Memes As A Service http://maas.rohits.me/

That's actually rather useful, to avoid manually constructing and uploading images for a quick memetic response.

The example linked at the top works, but when I try to construct one, I get a "We're sorry, but something went wrong." error. For instance: http://maas.rohits.me/boromir/One%20does%20not%20simply/serv...

How much traffic does it cost? If you put ads on it to pay for the traffic, and added some usage statistics and "top N served" (by traffic and by unique referrer) to get people to browse the site directly, you could probably keep it going pretty easily. It'd be handy.

Also, have you considered directly serving the image in response to the request? That way, people could use your URLs directly in the img tags rather than the imgur URLs, which would let you get the traffic statistics for the images, and promote the use of your service.

Funny enough I build an app that is almost identical: http://memeifier.com/

Code: https://github.com/jkupferman/meme-creator

I see you are using Puma for your rack server, how do you find it performs compared to Unicorn?

I haven't done any load testing on this app in particular since it's pretty low volume. However on another high-traffic Rails app I did some benchmarking and found Unicorn to have a 10% faster response time and much less variance at the high end. Obviously YMMV.

Mind open sourcing the work you have done so far?

I've had decent traction with http://www.ranksignals.com over the past year with SEO, Content Marketing and Email marketing. My app is a SEO tool to explore backlinks of competitors. There is also a SEO Chrome extension ( https://chrome.google.com/webstore/detail/quick-seo-pagerank... )which drives returning visitors to the website.

I've been looking for something like this, awesome to see it. That's the issue with marketing, there is a subset of users that are looking for your product, or know they have some sort of problem that needs solving. How you get to specifically them is the tough part.

I bet there are a lot of other up and coming products that just get drowned out/fail to get traction, yet these are the ones that are really trying to innovate.

Long tail SEO and content marketing is an effective way to reach niche audience. Additionally, we've got a lot of users from niche forums. Moreover, this is the kind of traffic that converts best.

I have been able to get very good traction with it, and my app has not been featured on any main stream tech blogs yet.

I just tried it and it's a very cool app. Are you going to monetize it in any way?

I read a lot on this topic (SEO) at the moment but never heard about your spp. So you probably should reach out to top SEO blogs and post on forums. I'm sure they will be thrilled :)

Glad you liked it.

I am building more SEO tools to sell with a freemium SaaS model. The existing tools will remain free.

I have reached out to many blogs, some has written about us but many haven't. The SEO community is also spreading the word about RankSignals on SEO & webmaster forums.
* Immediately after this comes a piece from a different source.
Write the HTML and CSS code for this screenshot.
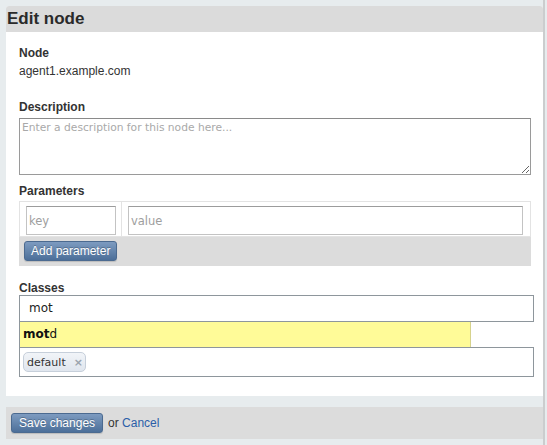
FILE: index.html
```html
<!DOCTYPE html>
<html lang="en">
<head>
<meta charset="utf-8">
<title>Edit node</title>
<link rel="stylesheet" href="styles.css">
</head>
<body>
<div class="page">
  <div class="card">
    <h1 class="card-title">Edit node</h1>
    <div class="card-body">
      <div class="field field-node">
        <div class="label label-tight">Node</div>
        <div class="node-name">agent1.example.com</div>
      </div>
      <div class="field field-desc">
        <label class="label">Description</label>
        <textarea class="desc" placeholder="Enter a description for this node here..."></textarea>
      </div>
      <div class="field field-params">
        <div class="label label-params">Parameters</div>
        <div class="params">
          <div class="param-row">
            <div class="cell cell-key"><input class="text-input input-key" placeholder="key"></div>
            <div class="cell cell-value"><input class="text-input input-value" placeholder="value"></div>
          </div>
          <div class="param-actions">
            <button class="btn">Add parameter</button>
          </div>
        </div>
      </div>
      <div class="field field-classes">
        <div class="label label-classes">Classes</div>
        <div class="token-input">mot</div>
        <div class="suggest"><b>mot</b>d</div>
        <div class="tags">
          <span class="tag">default <span class="tag-x">×</span></span>
        </div>
      </div>
    </div>
  </div>
  <div class="actions">
    <button class="btn btn-save">Save changes</button>
    <span class="or">or <a class="cancel" href="#">Cancel</a></span>
  </div>
</div>
</body>
</html>
```

FILE: styles.css
```css
html, body {
  margin: 0;
  padding: 0;
  background: #e7ecee;
}

body {
  font-family: "Liberation Sans", Arial, sans-serif;
  font-size: 12px;
  color: #333;
}

.page {
  width: 537px;
  padding: 6px 0 0 6px;
  border-right: 2px solid #cbcdce;
  min-height: 439px;
}

.card {
  background: #fff;
  border-radius: 3px 3px 0 0;
  overflow: hidden;
}

.card-title {
  margin: 0;
  height: 26px;
  padding-left: 1px;
  background: #dbdbdb;
  color: #2a2a2a;
  font: bold 17px/26px "Liberation Sans", Arial, sans-serif;
}

.card-body {
  padding: 13px 12px 19px 13px;
}

.label {
  display: block;
  font-weight: bold;
  line-height: 16px;
  margin-bottom: 3px;
  color: #333;
}

.label-tight {
  margin-bottom: 2px;
}

.label-params {
  margin-bottom: 2px;
}

.label-classes {
  margin-bottom: 0;
}

.node-name {
  line-height: 16px;
  color: #333;
}

.field-node {
  margin-bottom: 20px;
}

.field-desc {
  margin-bottom: 8px;
}

.desc {
  display: block;
  box-sizing: border-box;
  width: 512px;
  height: 57px;
  margin: 0;
  padding: 2px 2px;
  border: 1px solid #9a9a9a;
  border-top-color: #8a8a8a;
  font: 10.7px/13px "DejaVu Sans", sans-serif;
  color: #333;
}

.desc::placeholder {
  color: #a9a9a9;
}

.field-params {
  margin-bottom: 14px;
}

.params {
  width: 512px;
  background: #dcdcdc;
}

.param-row {
  display: flex;
  height: 34px;
  background: #fff;
  border: 1px solid #e3e3e3;
}

.cell {
  padding: 4px 5px 0 6px;
}

.cell-key {
  border-right: 1px solid #e3e3e3;
}

.cell-value {
  flex: 1;
  padding-right: 7px;
}

.text-input {
  box-sizing: border-box;
  height: 29px;
  margin: 0;
  padding: 0 2px;
  border: 1px solid #c3c3c3;
  border-top-color: #9c9c9c;
  font: 11.5px "DejaVu Sans", sans-serif;
  color: #333;
  background: #fff;
}

.text-input::placeholder {
  color: #9e9e9e;
}

.input-key {
  width: 90px;
}

.input-value {
  width: 100%;
}

.param-actions {
  padding: 4px 5px 5px 5px;
}

.btn {
  box-sizing: border-box;
  height: 20px;
  margin: 0;
  padding: 0 6px;
  border: 1px solid #4b6a90;
  border-radius: 3px;
  background: linear-gradient(#7d9bc0, #4c6f99);
  color: #fff;
  font: 12px/18px "Liberation Sans", Arial, sans-serif;
  text-shadow: 0 -1px 0 rgba(0, 0, 0, 0.25);
  box-shadow: 0 1px 1px rgba(0, 0, 0, 0.15);
}

.token-input {
  box-sizing: border-box;
  width: 515px;
  height: 27px;
  margin-top: -1px;
  padding-left: 9px;
  border: 1px solid #8e969c;
  font: 12px/25px "DejaVu Sans", sans-serif;
  color: #222;
}

.suggest {
  box-sizing: border-box;
  width: 452px;
  height: 25px;
  padding-left: 3px;
  background: #fffb98;
  border-left: 1px solid #8e969c;
  border-right: 1px solid #d6d28c;
  font: 12px/24px "DejaVu Sans", sans-serif;
  color: #111;
}

.suggest b {
  font-weight: bold;
}

.tags {
  box-sizing: border-box;
  width: 515px;
  height: 30px;
  padding: 4px 3px;
  border: 1px solid #8e969c;
}

.tag {
  display: inline-flex;
  align-items: center;
  box-sizing: border-box;
  height: 20px;
  width: 63px;
  padding: 0 3px;
  border: 1px solid #c6cfda;
  border-radius: 5px;
  background: linear-gradient(#f1f4f8, #e0e6ee);
  font: 11px "DejaVu Sans", sans-serif;
  color: #333;
}

.tag-x {
  margin-left: auto;
  margin-right: -1px;
  color: #9aa3ad;
  font-size: 11px;
  font-weight: bold;
}

.actions {
  display: flex;
  align-items: center;
  height: 32px;
  margin-top: 11px;
  padding: 0 5px;
  background: #dcdcdc;
}

.btn-save {
  padding: 0 7px;
}

.or {
  margin-left: 5px;
  color: #333;
}

.cancel {
  color: #2b5ea8;
  text-decoration: none;
}
```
Interesting! What are you using as your data source to find backlinks?

Same question here. What is source? From where are you finding backlinks? google search?

I have a side project http://racemetric.com for simple athletic race registration and credit card processing (just released). It's all written in Haskell and brand new. Any ideas about how to specifically drive traffic would be extremely helpful. The idea is to accept credit card registration payments within minutes instead of having to talk to sales people, get a merchant account, build a custom web page, etc.

Be really careful about handling payments properly - specifically, make sure you wait a while after the race day before transferring money to the organizers. Or only transfer money to them if you've actually met and verified them.

Otherwise you expose your company (make sure you are incorporated!) to significant financial risk. See the discussion here, which relates to why Paypal hates conference organizers:


Great suggestions. I've thought a lot about this area and feel I've struck a good balance for risk vs. low barrier to entry. People don't think about it but third party payment aggregation is extremely risky from a fraud perspective and many times that cost gets passed on to the users.

Unfortunately I don't think I can hold off on payment collection until after the race because organizers need the registration money to actually pay for the race facilities. Any suggestions there?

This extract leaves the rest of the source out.